There’s no doubt that as loud as marketers are cheering, some avid pinners are moaning. Pinterest was one of the last social networking sites where users could interact without being sold to. Certainly, some will see this new development as an invasion. Silbermann, though, has made it clear that he intends to maintain the integrity of the site through unobtrusive ads. He says that Promoted Pins will be relevant, transparent and tasteful.

Relevant: Like Google’s Pay-Per-Click, sponsored pins will be related to searches and interests. That means that ads for dog food won’t be popping up when people do searches for cocktail dresses. Rightly so. Companies don’t want their ads sticking out like a sore thumb; the goal is for users to be tempted into buying things they’re already browsing.

Pinterest promoted pins

Transparent: It seems that Silbermann wants to ensure that users don’t feel tricked by clicking on ads that they don’t realize are, in fact, ads. Paid pins will be marked as such with the words “Promoted Pins” in small, gray type below the username of the company.

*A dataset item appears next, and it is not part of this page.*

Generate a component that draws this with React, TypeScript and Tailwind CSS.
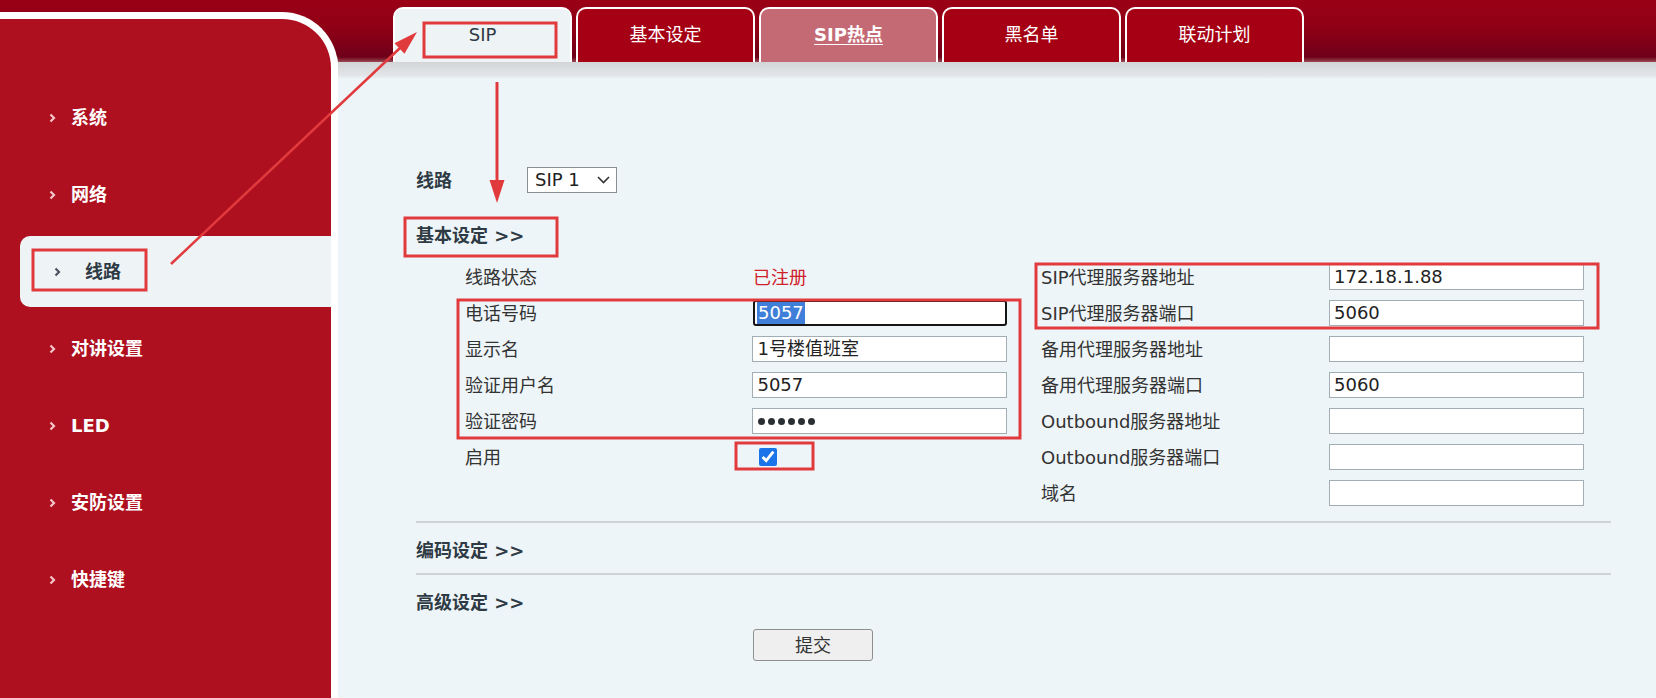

Tasteful: Apart from the subtle tag at the bottom of the pin, advertisements are identical in appearance to users’ pins. Silbermann seems proud to say that they won’t be “flashy” or distracting. Another way to look at this, however, is that they will be so unassuming, that users may accidentally click on an ad without realizing it. So, tasteful or tricky?

Money Matters

It’s not surprising that Pinterest wants to do testing of the new initiative before it officially rolls out. Back in early 2012, another attempt to capitalize on the site’s popularity did not go over so well. They partnered with Skimlinks without disclosing it publicly. This 3rd party company’s software allowed Pinterest to earn a middle-man fee each time a user bought something they discovered through a retailer’s pin.

When news of this partnership hit the web, people were up in arms, so the site dutifully listened to its users and ended the practice.

Anyone keeping tabs on the company could have seen this monetization endeavor coming. Early this year, Pinterest assumed $338 million in investments, which will eventually have to be paid off. With this much hanging over their heads, promoted Pins may wind up being just the first of several ways the company brings in profits.

Wall Street students are also paying close attention to Pinterest’s moves. Between implementing advertising and getting in bed with investors, it seems clear that the site will go the way of Facebook and go public soon. As a soon-to-be IPO, they have to start the transition from making decisions based solely (or mostly) on their users, to making calls that please the board and the bank.

At this point, we can’t be sure of the potential impact that Pinterest-hosted ads will have on businesses, and we don’t even know if Silbermann will decide to let this one fly. But, in theory, it’s a dream come true. If testing goes well, you’ll be able to buy personalized ads that seamlessly integrate into the activity of users’ friends. Get your fishing poles ready and stay tuned for more.

Brian Burt

Brian, a leader in Chicago Web Design and national web marketing, created WebRev Marketing and Design in 2008. His passion for the industry and his ability to stay ahead of the curve of ever-changing marketing trends have led to the company’s growing success in the field. Brian is constantly on the lookout for new techniques and technology that will benefit his clients and interest his readers. Additional information is available at WebRev Marketing & Design. Find Brian on Google+ Today!

4 thoughts on “Pinterest Jumps on the Ad-wagon with Promoted Pins

  • I sort of liked that Pinterest was ad free, but I have always seen the massive potential of this social network in terms of marketing so I can’t really say I am surprised!

  • Hi Kostas, I see where you’re coming from. Pinterest was one of the last holdouts, and it was nice to use the site without being bombarded with ads. But, considering the number of primed consumers using it, this development is no shocker. I’ll be interested to see how users respond when it rolls out to everyone.

  • Not too uprising, considering Twitter have run this type of thing. It’s all about profit, of course, so it won’t surprise me if they start asking for verified accounts for the more famous people.

    The big issue Pinterest really have is copyright law infringement for the, no doubt, thousands of pictures on the site which they don’t have permission to run. I’ll bet there’s a disclaimer placing the blame directly on the users, so be careful of what you Pin.

  • Hey Alex, thanks for your comment. I think you’re right about the copyright issue – with this increased commercial use of the site, Pinterest will probably have to address legal issues at some point. However, it seems a little late considering how many millions of photos have already been pinned. I’ll be curious to see their solution.